Присоединились к большинству… Устные рассказы Леонида Хаита, занесённые на бумагу - страница 3



Во дворе дома в самом начале войны был, уж не знаю кем, обнаружен вход в подземелье, в катакомбы, которые, как говорили, петляли под всем городом. Значительную часть их очистили, провели электричество и превратили в бомбоубежище, в котором во время налётов пряталась половина улицы.

Буквально за день до войны папа и мама взяли меня с собой в театр. В помещении Оперного театра, как я уже говорил, соседствующего с нашим домом, шли гастроли Московского государственного еврейского театра, которым руководил знаменитый Михоэлс.

Я думаю, что мама часто водила меня в театр. Однако из увиденного я запомнил только «Евгения Онегина» в опере и, довольно смутно, спектакль в Театре юного глядача (зрителя) – «Сузгирья Гончих Псив» («Созвездие Гончих Псов»).

«Блуждающие звёзды» по Шолом-Алейхему я запомнил на всю жизнь.

Я помню все мизансцены, каждого актёра, помню каждый костюм. Особенно почему-то запомнил клетчатый костюм Альберта Щупака. До сих пор помню впечатление от сцены пожара. Навсегда запомнил песню «Кум, кум цу мир». Потрясающего Зускина в роли Гоцмаха, его кашель, то, как уговаривал он молодого Лейбла Рафаловича уехать с театром. Одним словом, этот спектакль – самое сильное театральное впечатление. Первое театральное потрясение в жизни.

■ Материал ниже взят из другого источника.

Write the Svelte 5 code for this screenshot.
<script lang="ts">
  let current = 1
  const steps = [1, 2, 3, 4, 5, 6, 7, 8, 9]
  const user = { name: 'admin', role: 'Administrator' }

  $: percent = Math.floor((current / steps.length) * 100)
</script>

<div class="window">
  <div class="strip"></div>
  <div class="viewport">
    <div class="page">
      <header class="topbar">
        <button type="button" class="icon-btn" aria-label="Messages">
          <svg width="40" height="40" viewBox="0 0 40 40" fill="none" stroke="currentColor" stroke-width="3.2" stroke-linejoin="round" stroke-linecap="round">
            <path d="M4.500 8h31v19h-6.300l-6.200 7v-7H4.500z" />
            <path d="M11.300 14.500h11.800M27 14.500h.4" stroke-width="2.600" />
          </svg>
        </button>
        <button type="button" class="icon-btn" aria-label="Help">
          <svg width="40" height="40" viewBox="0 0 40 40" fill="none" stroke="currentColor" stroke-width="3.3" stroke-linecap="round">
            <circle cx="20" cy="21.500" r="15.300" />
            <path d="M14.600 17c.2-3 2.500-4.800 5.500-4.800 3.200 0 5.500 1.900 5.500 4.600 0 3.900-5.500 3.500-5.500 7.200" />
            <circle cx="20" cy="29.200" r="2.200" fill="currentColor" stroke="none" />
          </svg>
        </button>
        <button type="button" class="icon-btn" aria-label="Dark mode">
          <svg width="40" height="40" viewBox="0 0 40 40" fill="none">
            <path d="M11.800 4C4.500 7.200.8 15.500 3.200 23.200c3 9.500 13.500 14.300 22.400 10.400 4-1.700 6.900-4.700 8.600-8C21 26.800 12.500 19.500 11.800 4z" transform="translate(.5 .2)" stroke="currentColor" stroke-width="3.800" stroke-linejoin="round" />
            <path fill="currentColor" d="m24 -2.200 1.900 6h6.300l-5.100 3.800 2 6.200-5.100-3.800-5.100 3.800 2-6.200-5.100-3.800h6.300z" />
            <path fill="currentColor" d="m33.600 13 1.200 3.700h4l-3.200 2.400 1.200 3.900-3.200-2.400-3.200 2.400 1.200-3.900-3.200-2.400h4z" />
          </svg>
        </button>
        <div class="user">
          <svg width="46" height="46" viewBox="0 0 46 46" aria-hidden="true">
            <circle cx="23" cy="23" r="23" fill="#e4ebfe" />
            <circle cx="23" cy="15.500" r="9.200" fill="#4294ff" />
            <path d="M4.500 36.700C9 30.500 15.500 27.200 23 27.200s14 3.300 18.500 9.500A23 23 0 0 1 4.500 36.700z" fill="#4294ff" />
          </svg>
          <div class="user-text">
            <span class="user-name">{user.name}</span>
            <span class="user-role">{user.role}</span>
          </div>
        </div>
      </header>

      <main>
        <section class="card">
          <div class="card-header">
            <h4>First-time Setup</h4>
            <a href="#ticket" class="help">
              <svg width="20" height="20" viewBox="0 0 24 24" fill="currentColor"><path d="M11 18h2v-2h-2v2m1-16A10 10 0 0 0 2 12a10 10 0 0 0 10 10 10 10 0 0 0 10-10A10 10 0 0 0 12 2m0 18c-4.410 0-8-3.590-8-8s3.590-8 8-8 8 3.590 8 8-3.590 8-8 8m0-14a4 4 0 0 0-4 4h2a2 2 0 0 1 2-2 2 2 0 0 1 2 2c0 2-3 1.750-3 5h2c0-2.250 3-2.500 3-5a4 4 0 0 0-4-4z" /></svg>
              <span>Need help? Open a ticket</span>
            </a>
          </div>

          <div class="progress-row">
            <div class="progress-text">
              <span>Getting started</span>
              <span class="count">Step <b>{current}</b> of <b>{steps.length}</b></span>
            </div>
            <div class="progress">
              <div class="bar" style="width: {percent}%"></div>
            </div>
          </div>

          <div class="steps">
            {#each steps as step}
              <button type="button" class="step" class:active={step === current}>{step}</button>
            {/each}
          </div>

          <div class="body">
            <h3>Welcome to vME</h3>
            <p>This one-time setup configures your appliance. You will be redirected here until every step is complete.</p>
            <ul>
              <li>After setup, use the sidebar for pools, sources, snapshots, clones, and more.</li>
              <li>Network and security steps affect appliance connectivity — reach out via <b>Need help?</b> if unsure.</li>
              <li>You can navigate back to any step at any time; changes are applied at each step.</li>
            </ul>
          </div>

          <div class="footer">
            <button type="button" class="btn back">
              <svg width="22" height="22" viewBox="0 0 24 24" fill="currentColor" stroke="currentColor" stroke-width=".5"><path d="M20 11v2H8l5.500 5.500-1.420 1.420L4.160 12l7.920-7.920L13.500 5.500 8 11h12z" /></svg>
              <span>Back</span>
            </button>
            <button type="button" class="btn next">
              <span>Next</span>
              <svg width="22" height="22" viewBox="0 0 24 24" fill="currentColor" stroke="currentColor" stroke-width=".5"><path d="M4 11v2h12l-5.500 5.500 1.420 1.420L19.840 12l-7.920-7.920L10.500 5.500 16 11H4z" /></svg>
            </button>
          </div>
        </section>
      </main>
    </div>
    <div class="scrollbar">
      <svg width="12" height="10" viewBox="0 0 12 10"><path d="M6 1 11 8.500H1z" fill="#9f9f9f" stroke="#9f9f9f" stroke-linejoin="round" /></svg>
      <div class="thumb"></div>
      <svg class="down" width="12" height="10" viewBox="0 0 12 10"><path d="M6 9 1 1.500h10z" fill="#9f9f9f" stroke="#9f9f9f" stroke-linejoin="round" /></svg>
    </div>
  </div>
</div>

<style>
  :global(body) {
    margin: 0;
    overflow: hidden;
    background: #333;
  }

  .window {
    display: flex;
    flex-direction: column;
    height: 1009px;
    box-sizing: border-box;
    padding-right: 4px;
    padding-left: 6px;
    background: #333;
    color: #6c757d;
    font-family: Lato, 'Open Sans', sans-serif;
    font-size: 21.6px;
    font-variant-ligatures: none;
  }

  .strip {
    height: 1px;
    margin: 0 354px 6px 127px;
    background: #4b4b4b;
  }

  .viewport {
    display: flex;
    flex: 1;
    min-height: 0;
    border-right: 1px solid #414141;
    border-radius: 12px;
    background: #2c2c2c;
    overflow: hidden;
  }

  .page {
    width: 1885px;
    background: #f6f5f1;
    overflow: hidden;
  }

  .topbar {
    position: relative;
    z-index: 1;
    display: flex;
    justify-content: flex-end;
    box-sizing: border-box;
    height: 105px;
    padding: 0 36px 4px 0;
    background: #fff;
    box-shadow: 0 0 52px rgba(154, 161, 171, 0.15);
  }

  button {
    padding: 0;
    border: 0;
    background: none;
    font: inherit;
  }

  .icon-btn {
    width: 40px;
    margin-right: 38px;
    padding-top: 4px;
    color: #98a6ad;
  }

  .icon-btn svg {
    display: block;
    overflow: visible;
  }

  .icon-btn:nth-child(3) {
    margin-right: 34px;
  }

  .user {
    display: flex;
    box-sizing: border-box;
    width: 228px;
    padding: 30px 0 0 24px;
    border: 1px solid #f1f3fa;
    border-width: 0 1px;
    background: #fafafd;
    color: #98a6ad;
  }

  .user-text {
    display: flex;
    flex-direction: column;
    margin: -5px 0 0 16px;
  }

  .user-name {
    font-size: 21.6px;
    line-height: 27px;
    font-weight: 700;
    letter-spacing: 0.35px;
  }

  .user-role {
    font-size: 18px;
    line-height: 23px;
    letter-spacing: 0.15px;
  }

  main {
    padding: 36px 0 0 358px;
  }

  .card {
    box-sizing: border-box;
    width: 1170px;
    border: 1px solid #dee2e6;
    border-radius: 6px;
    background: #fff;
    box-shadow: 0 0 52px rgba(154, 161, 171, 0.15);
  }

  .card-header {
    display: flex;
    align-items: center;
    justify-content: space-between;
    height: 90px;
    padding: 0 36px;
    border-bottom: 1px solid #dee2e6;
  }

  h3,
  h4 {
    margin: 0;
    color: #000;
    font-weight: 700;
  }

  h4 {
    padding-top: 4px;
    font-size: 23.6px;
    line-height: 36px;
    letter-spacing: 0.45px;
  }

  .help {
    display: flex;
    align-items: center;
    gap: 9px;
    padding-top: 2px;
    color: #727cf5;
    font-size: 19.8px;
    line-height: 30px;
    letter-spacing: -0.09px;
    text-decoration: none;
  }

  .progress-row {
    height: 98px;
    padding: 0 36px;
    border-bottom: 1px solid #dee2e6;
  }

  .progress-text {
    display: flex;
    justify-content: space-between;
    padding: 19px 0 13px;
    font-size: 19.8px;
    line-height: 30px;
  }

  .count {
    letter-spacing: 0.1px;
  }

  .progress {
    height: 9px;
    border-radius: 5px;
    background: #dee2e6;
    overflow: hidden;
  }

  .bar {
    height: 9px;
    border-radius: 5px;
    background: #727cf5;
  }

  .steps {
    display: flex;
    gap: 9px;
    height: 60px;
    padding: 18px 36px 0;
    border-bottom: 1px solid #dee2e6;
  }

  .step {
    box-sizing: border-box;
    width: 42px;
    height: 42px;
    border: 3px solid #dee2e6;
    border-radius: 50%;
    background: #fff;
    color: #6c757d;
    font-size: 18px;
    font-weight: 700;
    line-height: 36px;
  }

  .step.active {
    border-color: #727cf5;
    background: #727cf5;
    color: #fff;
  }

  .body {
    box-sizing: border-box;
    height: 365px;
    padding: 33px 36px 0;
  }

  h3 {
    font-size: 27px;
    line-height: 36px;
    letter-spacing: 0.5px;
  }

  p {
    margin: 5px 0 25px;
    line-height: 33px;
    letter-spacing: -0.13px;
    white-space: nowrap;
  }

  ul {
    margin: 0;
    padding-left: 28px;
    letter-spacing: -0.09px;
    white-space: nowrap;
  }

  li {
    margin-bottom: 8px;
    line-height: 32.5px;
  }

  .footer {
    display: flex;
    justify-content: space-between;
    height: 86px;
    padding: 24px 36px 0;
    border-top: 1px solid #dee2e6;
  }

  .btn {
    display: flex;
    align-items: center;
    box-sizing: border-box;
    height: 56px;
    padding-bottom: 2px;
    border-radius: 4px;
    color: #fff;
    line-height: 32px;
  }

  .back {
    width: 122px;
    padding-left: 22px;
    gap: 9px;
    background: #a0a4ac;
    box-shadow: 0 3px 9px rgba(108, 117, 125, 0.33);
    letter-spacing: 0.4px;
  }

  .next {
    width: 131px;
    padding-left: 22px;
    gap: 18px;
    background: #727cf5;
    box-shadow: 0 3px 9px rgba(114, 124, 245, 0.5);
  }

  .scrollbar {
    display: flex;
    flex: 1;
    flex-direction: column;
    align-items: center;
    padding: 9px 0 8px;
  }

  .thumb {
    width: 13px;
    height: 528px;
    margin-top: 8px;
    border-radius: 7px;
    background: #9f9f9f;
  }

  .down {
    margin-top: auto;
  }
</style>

И надо же такому случиться! Теперь я живу в одном доме, четырьмя этажами выше, с той артисткой, которая в этом спектакле играла молодую Рейзл – Этель Ковенской.

Я хорошо запомнил лица актёров этого спектакля ещё и потому, что, когда начиналась бомбежка, они прятались в том же самом бомбоубежище, что и мы. И у меня была возможность рассмотреть каждого.

Было лето. Занятий в школе не было, а свободного времени – хоть отбавляй. Когда удавалось улизнуть от мамы, я бегал в сад смотреть на зенитные установки, расположившиеся над обрывом. А вечерами следил за перечёркивающими небо лучами прожекторов. Иногда в их лучах появлялся самолёт и вокруг него рассыпались белые облака взрывов снарядов зенитных орудий. На площади Дзержинского выставили подбитый немецкий самолёт.

Фронт приближался. Началась эвакуация. Никто не отвечал на вопрос, как могло случиться, что «непобедимая и легендарная» так стремительно отступает, что так много городов уже занято немцами.

Сворачивались и уезжали заводы. А в Харькове их было много. Причём гиганты. Тракторный, турбинный, электромеханический, «Серп и молот».

Уезжали институты – проектные, научные, исследовательские.

Город покидали люди.

В нашей квартире проживали Ратнеры, старики Шур, Дубнов – работник коммунального хозяйства, Мисевры, она учительница украинского языка, он – инженер, их дочь Галя, только что закончившая школу, большая семья Мониных, Давыдовых, ну и наша.

Неожиданно выяснилось, что, кроме семьи Мисевры, все остальные жильцы – евреи.

Для меня это было открытием.

Как ни странно, но эта многолюдная квартира жила мирно. Естественно, что у каждой семьи был свой счётчик электроэнергии, свой звонок на дверях, свое «седалище» в туалете и свой кухонный столик в большой, но почему-то тёмной кухне. Общий балкон был увешан бельём. В ванной комнате стояла невероятно большая, но ржавая ванна. В ней никто не купался. Размеры её позволяли ставить в неё корытца, тазики и в них производить омовение. Очереди в туалет были естественными. Жильцы ходили друг к другу в гости, пили чай, одалживали деньги «до получки».